Development of the mathematical model of the biotreatment process of water-soluble gaseous emissions

Abstract

In the experimental research, the kinetic characteristics of hydrogen sulfide, sulfur dioxide and ammonia biooxidation were determined. It was found that the hydrogen sulfide and sulfur dioxide oxidation rates varied from 12 mg/g of biomass per hour in the region of the minimum pollution concentrations to the maximum value of 40 mg/g·h. As for ammonia, the variation range was 1.5–5 mg/g·h, respectively. The analytical description of the dependence of the specific degradation rate of pollutants on their concentration was proposed. The obtained quantitative values and variation nature of the specific oxidation rate prove the technological possibility of using the trickle-bed bioreactor for treatment of water-solvable gaseous emissions. Based on the experimental research, the mathematical description of the non-stationary biooxidation process of water-soluble gaseous hydrogen sulfide, sulfur dioxide and ammonia was developed.
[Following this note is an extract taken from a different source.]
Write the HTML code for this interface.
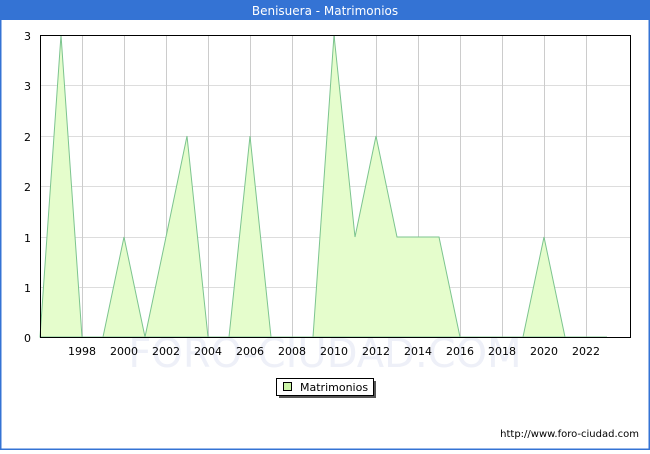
<!DOCTYPE html><html><head><style>body{margin:0;width:650px;height:450px;overflow:hidden;background:#fff;font-family:"DejaVu Sans",sans-serif}</style></head><body>
<svg width="650" height="450" xmlns="http://www.w3.org/2000/svg" font-family="DejaVu Sans, sans-serif">
<rect x="0.5" y="0.5" width="649" height="449" fill="#fff" stroke="#3473d4" stroke-width="2"/>
<rect x="0" y="0" width="650" height="20" fill="#3473d4"/>
<text x="325" y="15" fill="#fff" font-size="12" text-anchor="middle">Benisuera - Matrimonios</text>
<text x="325" y="367" fill="#eef0f8" font-size="40" text-anchor="middle">FORO-CIUDAD.COM</text>
<g stroke="#ddd" stroke-width="1">
<line x1="40" y1="85.5" x2="630" y2="85.5"/><line x1="40" y1="136.5" x2="630" y2="136.5"/><line x1="40" y1="186.5" x2="630" y2="186.5"/><line x1="40" y1="237.5" x2="630" y2="237.5"/><line x1="40" y1="287.5" x2="630" y2="287.5"/>
</g>
<g stroke="#ccc" stroke-width="1">
<line x1="82.5" y1="35" x2="82.5" y2="337"/><line x1="124.5" y1="35" x2="124.5" y2="337"/><line x1="166.5" y1="35" x2="166.5" y2="337"/><line x1="208.5" y1="35" x2="208.5" y2="337"/><line x1="250.5" y1="35" x2="250.5" y2="337"/><line x1="292.5" y1="35" x2="292.5" y2="337"/><line x1="334.5" y1="35" x2="334.5" y2="337"/><line x1="376.5" y1="35" x2="376.5" y2="337"/><line x1="418.5" y1="35" x2="418.5" y2="337"/><line x1="460.5" y1="35" x2="460.5" y2="337"/><line x1="502.5" y1="35" x2="502.5" y2="337"/><line x1="544.5" y1="35" x2="544.5" y2="337"/><line x1="586.5" y1="35" x2="586.5" y2="337"/>
</g>
<polygon fill="#e5fdcc" stroke="#7cc48f" stroke-width="1" points="40,337 61,35 82,337 103,337 124,237 145,337 166,237 187,136 208,337 229,337 250,136 271,337 292,337 313,337 334,35 355,237 376,136 397,237 418,237 439,237 460,337 481,337 502,337 523,337 544,237 565,337 586,337 607,337"/>
<rect x="40.5" y="35.5" width="590" height="302" fill="none" stroke="#000" stroke-width="1"/>
<g font-size="11" fill="#000" text-anchor="end">
<text x="31" y="40">3</text><text x="31" y="90">3</text><text x="31" y="141">2</text><text x="31" y="191">2</text><text x="31" y="242">1</text><text x="31" y="292">1</text><text x="31" y="342">0</text>
</g>
<g font-size="11" fill="#000" text-anchor="middle">
<text x="82" y="355">1998</text><text x="124" y="355">2000</text><text x="166" y="355">2002</text><text x="208" y="355">2004</text><text x="250" y="355">2006</text><text x="292" y="355">2008</text><text x="334" y="355">2010</text><text x="376" y="355">2012</text><text x="418" y="355">2014</text><text x="460" y="355">2016</text><text x="502" y="355">2018</text><text x="544" y="355">2020</text><text x="586" y="355">2022</text>
</g>
<rect x="279" y="381" width="97" height="17" fill="#555"/>
<rect x="276.5" y="378.5" width="97" height="17" fill="#fff" stroke="#000"/>
<rect x="283.5" y="382.5" width="8" height="8" fill="#ccf5a8" stroke="#000"/>
<text x="300" y="391" font-size="11">Matrimonios</text>
<text x="639" y="437" font-size="10" text-anchor="end">http://www.foro-ciudad.com</text>
</svg>
</body></html>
The developed mathematical model is based on the mass balance in the trickling layer of the bioreactor in the course of absorption and biodegradation processes. The analytical dependencies consider the emergence of dynamic balance between the harmful matter arrival intensity and oxidation. The state of dynamic balance determines the boundary of the bioreactor efficiency. The results allow evidence-based calculations of the hydrogen sulfide, sulfur dioxide and ammonia biotreatment process in the trickle-bed bioreactor.